In practice, that means co-development rather than competition. “We’ve helped OEMs think differently about data,” he said. “Most now see the value in partnership. We work with over 80% of OEMs globally – that trust has taken years to build.”
China, BYD, and the politics of access
No conversation about global mobility is complete without mentioning China. “In China, every vehicle’s data goes straight to central servers,” Cawse explained. “Foreign companies can’t run telematics operations there without a local licence – and that requires Chinese ownership. So we can’t operate directly inside China.”
Instead, Geotab has built an alliance with BYD, China’s fast-rising EV giant. “When a BYD truck is sold in Europe or Latin America, the onboard telematics module is replaced with a Geotab GO device,” Cawse said. “It’s a healthy partnership, customers know their data’s handled by a trusted third party.”

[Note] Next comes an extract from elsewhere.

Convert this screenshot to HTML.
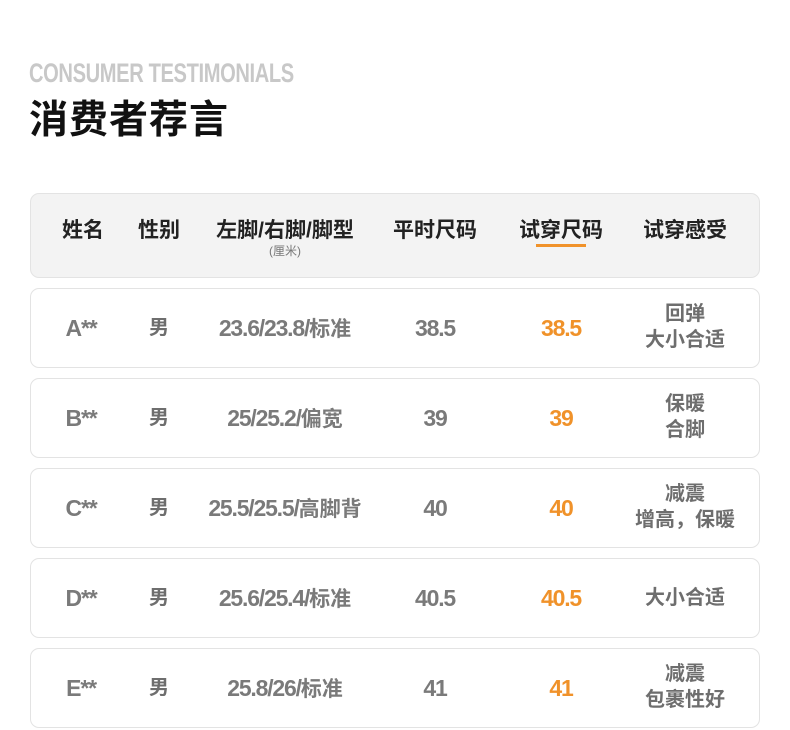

He’s unabashedly impressed by BYD’s pace. “I toured one of their battery plants, a kilometre and a half long. The scale was mind-blowing, and as an engineer I love to geek-out on that stuff. They’ve taken decades of manufacturing know-how from the West and scaled it to an extraordinary level.”
Still, he can’t hide a note of frustration. “We’re opening Europe to Chinese automakers, but Western telematics companies can’t work freely in China. There has to be some quid pro quo.”
Measuring impact in lives, not metrics
Cawse remains allergic to hyperbole, but his mission has moral weight. “The data we gather isn’t abstract,” he told me. “It saves lives. Telematics can cut fleet accident rates by up to 40%. Statistically, one in every 400 road accidents ends in a fatality. Reduce accidents, and you save lives. There’s no T-shirt that says ‘Saved by Geotab,’ but that’s what’s happening.”
For Cawse, the impact of technology isn’t found in hype surrounding algorithms, but in tangible human outcomes. “That’s what keeps me going,” he said. “Knowing that data – used right – can make roads safer, fleets greener, and businesses smarter.”